‘Toothless tiger’: Remote working legislation sowing ‘angst and confusion’

Proposed legislation to come under scrutiny at Oireachtas committee on Wednesday

Proposed new laws regulating the rights of employees to request remote working into the future are a “toothless tiger” that have wreaked angst and confusion among workers, it has been claimed.

The draft legislation – the Right to Request Remote Work Bill 2021 – introduced last month by Tánaiste and Minister for Enterprise Leo Varadkar, is to come under scrutiny at an Oireachtas committee on Wednesday.

Two officials from his department are expected to be cross-examined by TDs and Senators.

Ahead of the hearing, Congress, the umbrella organisation for trade unions, said the Bill favoured employers over employees, giving them too many options to refuse a worker's right to continue working from home after the pandemic, and needs to be radically overhauled.


Laura Bambrick, head of social policy and employment affairs at Congress, said there was a "big appetite in Ireland" for a hybrid model of working, whereby hundreds of thousands would opt for remote working – at home or a rural hub – a few days a week and then a couple of days in the office.

"This legislation as it stands is a toothless tiger that needs to be radically amended," she said. "There is support in Government for remote and hub working, and money has been invested in rural hubs, in towns and villages, converting old Garda stations or old Bank of Ireland outlets into hubs, but the Bill flies in the face of that, and is contrary to other Government policy."

Get-out clauses

Unions are opposed to the number of reasons an employer can refuse an employee’s preference to work from home.
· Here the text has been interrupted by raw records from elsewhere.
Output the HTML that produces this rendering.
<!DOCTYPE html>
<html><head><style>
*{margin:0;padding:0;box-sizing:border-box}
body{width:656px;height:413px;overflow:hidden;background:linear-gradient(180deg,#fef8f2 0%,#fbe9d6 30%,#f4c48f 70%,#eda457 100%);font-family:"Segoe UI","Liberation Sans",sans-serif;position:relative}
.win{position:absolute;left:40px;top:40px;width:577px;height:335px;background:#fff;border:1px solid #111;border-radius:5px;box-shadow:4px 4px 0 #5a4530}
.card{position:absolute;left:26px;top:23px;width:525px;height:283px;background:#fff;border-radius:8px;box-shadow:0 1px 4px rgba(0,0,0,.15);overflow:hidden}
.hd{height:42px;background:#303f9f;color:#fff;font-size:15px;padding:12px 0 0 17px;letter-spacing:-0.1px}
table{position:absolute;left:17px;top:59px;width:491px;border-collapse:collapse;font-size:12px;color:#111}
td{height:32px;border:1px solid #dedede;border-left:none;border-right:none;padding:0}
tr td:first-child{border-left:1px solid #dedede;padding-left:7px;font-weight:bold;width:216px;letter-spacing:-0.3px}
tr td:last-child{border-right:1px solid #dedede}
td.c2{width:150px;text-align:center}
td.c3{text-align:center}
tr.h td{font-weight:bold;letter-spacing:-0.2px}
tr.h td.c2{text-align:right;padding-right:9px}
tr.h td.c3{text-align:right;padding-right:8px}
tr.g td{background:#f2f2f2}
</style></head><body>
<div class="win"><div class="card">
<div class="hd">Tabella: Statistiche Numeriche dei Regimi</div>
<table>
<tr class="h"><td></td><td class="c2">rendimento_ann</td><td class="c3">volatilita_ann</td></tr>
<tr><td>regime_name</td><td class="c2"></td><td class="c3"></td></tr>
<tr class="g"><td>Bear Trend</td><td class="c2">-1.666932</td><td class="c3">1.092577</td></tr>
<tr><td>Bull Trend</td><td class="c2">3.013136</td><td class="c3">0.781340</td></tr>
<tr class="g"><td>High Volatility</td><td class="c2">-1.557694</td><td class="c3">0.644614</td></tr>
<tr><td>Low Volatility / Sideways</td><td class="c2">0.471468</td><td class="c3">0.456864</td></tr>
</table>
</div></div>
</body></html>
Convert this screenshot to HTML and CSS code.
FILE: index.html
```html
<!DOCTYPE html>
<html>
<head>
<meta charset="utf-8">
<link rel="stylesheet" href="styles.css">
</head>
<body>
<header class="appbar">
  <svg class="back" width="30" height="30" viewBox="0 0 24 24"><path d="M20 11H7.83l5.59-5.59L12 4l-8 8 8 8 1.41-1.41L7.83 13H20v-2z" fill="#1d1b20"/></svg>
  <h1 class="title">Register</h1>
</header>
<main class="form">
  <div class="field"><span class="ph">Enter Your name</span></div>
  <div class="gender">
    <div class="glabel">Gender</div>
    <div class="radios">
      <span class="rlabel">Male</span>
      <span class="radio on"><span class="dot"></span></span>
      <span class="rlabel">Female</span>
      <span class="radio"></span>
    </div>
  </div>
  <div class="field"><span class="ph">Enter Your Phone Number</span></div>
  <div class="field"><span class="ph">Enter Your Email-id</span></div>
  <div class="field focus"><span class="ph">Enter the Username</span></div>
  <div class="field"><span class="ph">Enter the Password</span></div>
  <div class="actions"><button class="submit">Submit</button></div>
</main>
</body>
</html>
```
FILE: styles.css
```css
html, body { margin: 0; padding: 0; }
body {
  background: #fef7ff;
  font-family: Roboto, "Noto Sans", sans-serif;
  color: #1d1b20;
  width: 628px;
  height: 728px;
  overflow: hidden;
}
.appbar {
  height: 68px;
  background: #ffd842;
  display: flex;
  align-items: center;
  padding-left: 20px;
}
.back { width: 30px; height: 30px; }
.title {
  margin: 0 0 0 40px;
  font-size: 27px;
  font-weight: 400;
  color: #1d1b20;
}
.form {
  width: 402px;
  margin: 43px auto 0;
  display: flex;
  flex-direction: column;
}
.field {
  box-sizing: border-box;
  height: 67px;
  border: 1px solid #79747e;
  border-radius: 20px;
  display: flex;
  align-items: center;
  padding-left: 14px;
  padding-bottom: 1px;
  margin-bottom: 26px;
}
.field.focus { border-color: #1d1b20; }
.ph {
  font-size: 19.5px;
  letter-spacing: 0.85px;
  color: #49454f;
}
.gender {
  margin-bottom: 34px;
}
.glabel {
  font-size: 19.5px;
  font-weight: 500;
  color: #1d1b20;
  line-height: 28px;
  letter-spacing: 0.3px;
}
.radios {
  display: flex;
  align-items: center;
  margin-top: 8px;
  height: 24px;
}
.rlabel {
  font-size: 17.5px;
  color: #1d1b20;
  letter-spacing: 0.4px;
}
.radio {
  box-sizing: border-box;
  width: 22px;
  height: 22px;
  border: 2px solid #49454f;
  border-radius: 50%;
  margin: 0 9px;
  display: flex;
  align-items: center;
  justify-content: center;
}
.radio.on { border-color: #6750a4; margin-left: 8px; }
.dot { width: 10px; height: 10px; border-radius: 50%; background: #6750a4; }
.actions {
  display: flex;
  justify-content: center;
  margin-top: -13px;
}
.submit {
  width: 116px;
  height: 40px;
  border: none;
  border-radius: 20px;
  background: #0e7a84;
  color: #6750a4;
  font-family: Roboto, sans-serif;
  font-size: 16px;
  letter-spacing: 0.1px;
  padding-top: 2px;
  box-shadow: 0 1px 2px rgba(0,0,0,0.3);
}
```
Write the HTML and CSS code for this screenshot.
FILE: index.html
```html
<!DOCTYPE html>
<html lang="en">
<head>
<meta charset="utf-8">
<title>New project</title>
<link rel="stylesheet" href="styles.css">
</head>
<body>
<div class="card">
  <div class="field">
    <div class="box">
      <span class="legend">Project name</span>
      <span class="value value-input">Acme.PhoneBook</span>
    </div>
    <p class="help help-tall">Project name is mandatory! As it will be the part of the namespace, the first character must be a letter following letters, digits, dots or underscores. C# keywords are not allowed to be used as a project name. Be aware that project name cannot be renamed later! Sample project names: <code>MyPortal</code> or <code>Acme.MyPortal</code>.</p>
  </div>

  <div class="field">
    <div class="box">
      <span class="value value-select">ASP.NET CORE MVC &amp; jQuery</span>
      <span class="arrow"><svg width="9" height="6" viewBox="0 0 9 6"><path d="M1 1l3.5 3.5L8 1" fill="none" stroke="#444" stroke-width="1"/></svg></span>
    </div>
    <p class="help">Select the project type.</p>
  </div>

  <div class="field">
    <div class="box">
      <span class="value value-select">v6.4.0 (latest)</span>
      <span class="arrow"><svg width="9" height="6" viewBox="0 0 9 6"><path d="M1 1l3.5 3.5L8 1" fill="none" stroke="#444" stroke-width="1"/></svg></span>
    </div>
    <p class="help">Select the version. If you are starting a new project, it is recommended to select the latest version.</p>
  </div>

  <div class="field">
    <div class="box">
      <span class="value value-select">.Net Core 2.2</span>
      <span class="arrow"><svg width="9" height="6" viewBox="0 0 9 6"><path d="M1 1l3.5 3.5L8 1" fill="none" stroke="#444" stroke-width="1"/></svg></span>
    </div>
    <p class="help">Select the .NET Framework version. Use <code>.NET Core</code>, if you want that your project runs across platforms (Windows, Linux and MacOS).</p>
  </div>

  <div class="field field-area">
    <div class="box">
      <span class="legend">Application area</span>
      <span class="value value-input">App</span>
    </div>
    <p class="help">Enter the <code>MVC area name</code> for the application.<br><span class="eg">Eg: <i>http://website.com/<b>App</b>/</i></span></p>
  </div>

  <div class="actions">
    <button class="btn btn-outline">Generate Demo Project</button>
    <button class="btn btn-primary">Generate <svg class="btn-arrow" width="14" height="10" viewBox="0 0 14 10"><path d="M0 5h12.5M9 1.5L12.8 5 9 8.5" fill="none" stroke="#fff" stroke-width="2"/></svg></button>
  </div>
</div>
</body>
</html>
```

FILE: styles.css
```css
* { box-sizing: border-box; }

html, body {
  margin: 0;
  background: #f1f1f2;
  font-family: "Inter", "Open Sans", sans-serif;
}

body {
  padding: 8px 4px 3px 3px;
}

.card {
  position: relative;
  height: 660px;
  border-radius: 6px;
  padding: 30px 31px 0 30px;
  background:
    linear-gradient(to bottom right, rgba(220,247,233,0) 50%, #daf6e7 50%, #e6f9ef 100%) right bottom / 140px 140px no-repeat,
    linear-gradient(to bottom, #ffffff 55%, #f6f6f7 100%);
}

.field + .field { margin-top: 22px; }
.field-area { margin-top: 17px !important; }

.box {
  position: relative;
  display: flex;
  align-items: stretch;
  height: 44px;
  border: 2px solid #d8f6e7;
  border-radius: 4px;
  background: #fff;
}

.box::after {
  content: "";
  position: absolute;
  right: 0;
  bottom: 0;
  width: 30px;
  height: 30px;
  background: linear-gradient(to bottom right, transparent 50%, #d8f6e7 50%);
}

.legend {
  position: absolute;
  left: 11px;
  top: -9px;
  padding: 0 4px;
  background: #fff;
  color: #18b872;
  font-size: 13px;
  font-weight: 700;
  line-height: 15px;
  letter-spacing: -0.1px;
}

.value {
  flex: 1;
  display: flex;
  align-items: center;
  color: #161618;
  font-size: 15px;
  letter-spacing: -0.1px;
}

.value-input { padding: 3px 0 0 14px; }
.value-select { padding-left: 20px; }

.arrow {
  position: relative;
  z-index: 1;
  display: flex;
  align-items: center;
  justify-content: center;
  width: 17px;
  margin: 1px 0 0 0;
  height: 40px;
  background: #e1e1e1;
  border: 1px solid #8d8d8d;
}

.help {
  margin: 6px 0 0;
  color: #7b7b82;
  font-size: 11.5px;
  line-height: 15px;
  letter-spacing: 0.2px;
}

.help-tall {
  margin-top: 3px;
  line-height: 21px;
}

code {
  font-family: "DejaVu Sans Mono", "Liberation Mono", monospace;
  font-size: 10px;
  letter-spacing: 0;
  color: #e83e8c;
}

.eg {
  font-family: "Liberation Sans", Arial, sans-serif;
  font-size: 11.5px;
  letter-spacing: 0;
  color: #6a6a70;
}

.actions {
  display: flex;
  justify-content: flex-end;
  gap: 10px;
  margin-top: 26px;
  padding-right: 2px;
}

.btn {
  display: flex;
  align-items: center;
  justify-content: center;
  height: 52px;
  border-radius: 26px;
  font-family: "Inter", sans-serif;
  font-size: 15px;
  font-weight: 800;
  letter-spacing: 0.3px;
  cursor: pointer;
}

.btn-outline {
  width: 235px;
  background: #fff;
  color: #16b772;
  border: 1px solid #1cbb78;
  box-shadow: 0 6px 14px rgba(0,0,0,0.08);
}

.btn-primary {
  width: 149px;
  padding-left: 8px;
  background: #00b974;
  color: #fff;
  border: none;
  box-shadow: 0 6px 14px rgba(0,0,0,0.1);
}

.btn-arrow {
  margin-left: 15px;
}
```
Under the current draft legislation, there are 13 get-out clauses, including concerns about internet connectivity, health and safety grounds, and data protection reasons – and the list is not exhaustive.

Appeals can be brought internally or to the Workplace Relations Commission (WRC) or both.

However, Dr Bambrick said appeals to the WRC could only be brought on procedural grounds and that employers had too much time – three months – to consider a request for remote working.

“There are no parts of the legislation where the needs of the employee are taken into account,” she said.

Despite this, she said unions were “cautiously optimistic” that “significant improvements” could be made to the draft legislation.

Ciaran Rohan, general secretary of the Association of Higher Civil and Public Servants, which represents 3,500 senior civil servants and public service managers, said he shared the concerns of Congress.

“There is too much of an opportunity to say no but it’s probably the case that that will be a bigger issue outside the public service,” he said.

“The policy is coming from the Government, so it would be unusual for the Government to turn around to its own employees and say ‘It’s not for you’, or make it difficult to have it.”

‘Horrendous commutes’

Having spoken with secretaries general of government departments, Mr Rohan predicts a "seismic" change in the way Ireland works in future, reducing often "horrendous commutes" for many workers.

He estimated that about 60-70 per cent of senior public and civil servants would opt for a blended model, splitting work between the home and office.

With fewer people going in to work on any given day, Mr Rohan predicted that the public sector would need only about 40 per cent of the office space compared with pre-pandemic needs.

“That means huge efficiencies for the Government,” he said. “The biggest client for commercial property in Dublin is the Office of Public Works. They won’t need as many buildings and as leases come up for buildings, they probably won’t renew them.”

Maurice Quinlivan, chairman of the joint Oireachtas committee on Enterprise, Trade and Employment , which will quiz department officials on Wednesday, also cautioned there were "huge concerns about clauses that allow employers to refuse the right to work from home".

Mr Varadkar’s announcement of at least 13 grounds for refusal had sown “angst and confusion among workers”, he said.

“I firmly believe workers are more productive with hybrid arrangements, so employers shouldn’t be allowed to refuse that unless they have a really good reason,” he said. “Productivity has improved, it allows a better quality of life, and it deals with the climate issue, with reduced transport emissions.”

Mr Varadkar has said he is open to amendments to the Bill and would take suggested changes seriously. The Government hopes to have the legislation enacted by the summer.

Mr Varadkar said in a statement: “I want workers to be able to work from home or remotely or hybrid if they want to. So long as the business get done and services are provided, employers should facilitate it. That’s the Government’s objective with this new law, and with all the other things we’re doing, such as investing in remote working hubs across the country and giving workers the right to disconnect.

“We’ve published the General Scheme of the Bill. There’s still a way to go before it becomes law and I have said throughout that I am open to hearing realistic ways we can strengthen it. We are creating a new employee right and it has to be done carefully.

“Opposition calls for an automatic right to remote working are not realistic. There are some jobs, such as bus drivers, waste management workers, doctors, nurses, etc which simply can’t be done remotely. However, if the work can be done remotely and employees want to do so, they should be allowed to.

“There will be a right of appeal through the WRC and it will be necessary to give a solid reason that stands up, it won’t be just a procedure right, it won’t be just enough to just give a reason, that reason will have stack up and be solid.”